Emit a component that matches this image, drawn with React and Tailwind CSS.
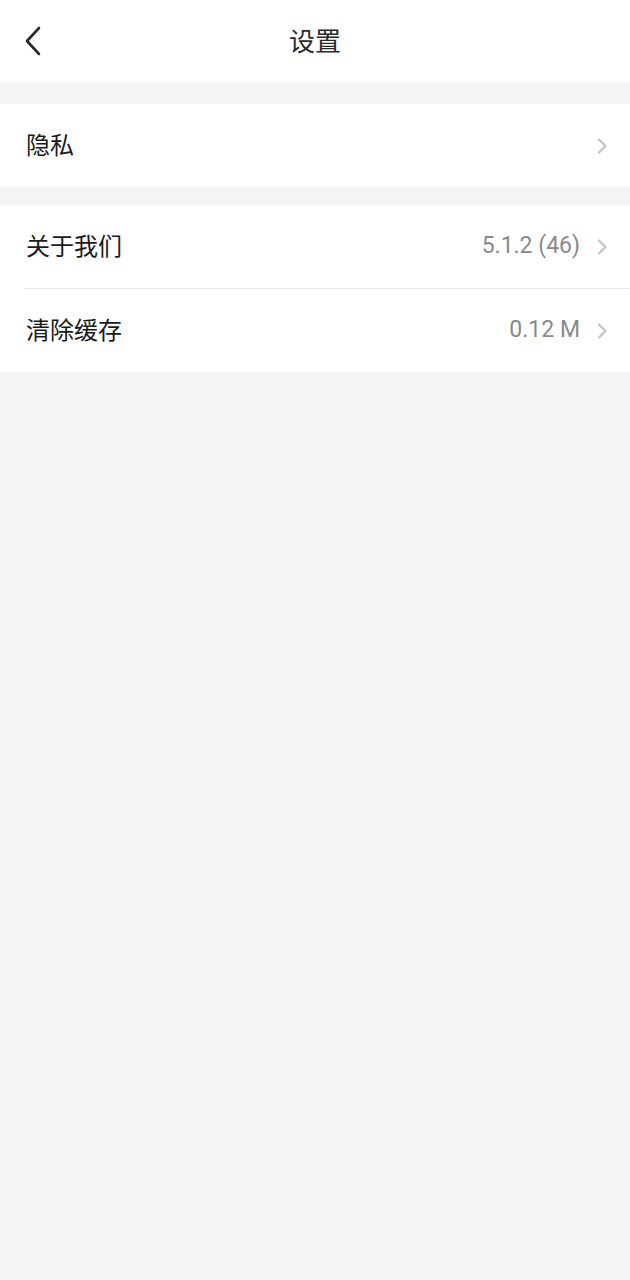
import React from 'react';

const font = { fontFamily: '"Roboto", "Noto Sans CJK SC", sans-serif' };

function Chevron() {
  return (
    <svg width="12" height="18" viewBox="0 0 12 18" className="ml-4 shrink-0">
      <path d="M3 2.5 L9.5 9 L3 15.5" fill="none" stroke="#c4c4c4" strokeWidth="2.2" strokeLinecap="round" strokeLinejoin="round" />
    </svg>
  );
}

function Row({ label, value }) {
  return (
    <div className="flex h-[83px] items-center pl-[26px] pr-[22px]">
      <span className="flex-1 text-[24px] text-[#1a1a1a]">{label}</span>
      {value && <span className="text-[23px] text-[#8a8a8a]">{value}</span>}
      <Chevron />
    </div>
  );
}

export default function App() {
  return (
    <div className="min-h-screen bg-[#f4f4f4]" style={font}>
      <header className="relative flex h-[82px] items-center justify-center bg-white">
        <button type="button" className="absolute left-[22px] top-[25px]">
          <svg width="22" height="32" viewBox="0 0 22 32">
            <path d="M17 3 L5 16 L17 29" fill="none" stroke="#2a2a2a" strokeWidth="2.6" strokeLinecap="round" strokeLinejoin="round" />
          </svg>
        </button>
        <h1 className="pt-[2px] text-[26px] text-[#2a2a2a]">设置</h1>
      </header>

      <div className="mt-[22px] bg-white">
        <Row label="隐私" />
      </div>

      <div className="mt-[18px] bg-white">
        <Row label="关于我们" value="5.1.2 (46)" />
        <div className="ml-[24px] h-px bg-[#ebebeb]"></div>
        <Row label="清除缓存" value="0.12 M" />
      </div>
    </div>
  );
}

REQUIREMENT: Transcribe the full listing above exactly as it stands, minus the pictures.

EXERCISE ANSWER:
Emit a component that matches this image, drawn with React and Tailwind CSS.
import React from 'react';

const font = { fontFamily: '"Roboto", "Noto Sans CJK SC", sans-serif' };

function Chevron() {
  return (
    <svg width="12" height="18" viewBox="0 0 12 18" className="ml-4 shrink-0">
      <path d="M3 2.5 L9.5 9 L3 15.5" fill="none" stroke="#c4c4c4" strokeWidth="2.2" strokeLinecap="round" strokeLinejoin="round" />
    </svg>
  );
}

function Row({ label, value }) {
  return (
    <div className="flex h-[83px] items-center pl-[26px] pr-[22px]">
      <span className="flex-1 text-[24px] text-[#1a1a1a]">{label}</span>
      {value && <span className="text-[23px] text-[#8a8a8a]">{value}</span>}
      <Chevron />
    </div>
  );
}

export default function App() {
  return (
    <div className="min-h-screen bg-[#f4f4f4]" style={font}>
      <header className="relative flex h-[82px] items-center justify-center bg-white">
        <button type="button" className="absolute left-[22px] top-[25px]">
          <svg width="22" height="32" viewBox="0 0 22 32">
            <path d="M17 3 L5 16 L17 29" fill="none" stroke="#2a2a2a" strokeWidth="2.6" strokeLinecap="round" strokeLinejoin="round" />
          </svg>
        </button>
        <h1 className="pt-[2px] text-[26px] text-[#2a2a2a]">设置</h1>
      </header>

      <div className="mt-[22px] bg-white">
        <Row label="隐私" />
      </div>

      <div className="mt-[18px] bg-white">
        <Row label="关于我们" value="5.1.2 (46)" />
        <div className="ml-[24px] h-px bg-[#ebebeb]"></div>
        <Row label="清除缓存" value="0.12 M" />
      </div>
    </div>
  );
}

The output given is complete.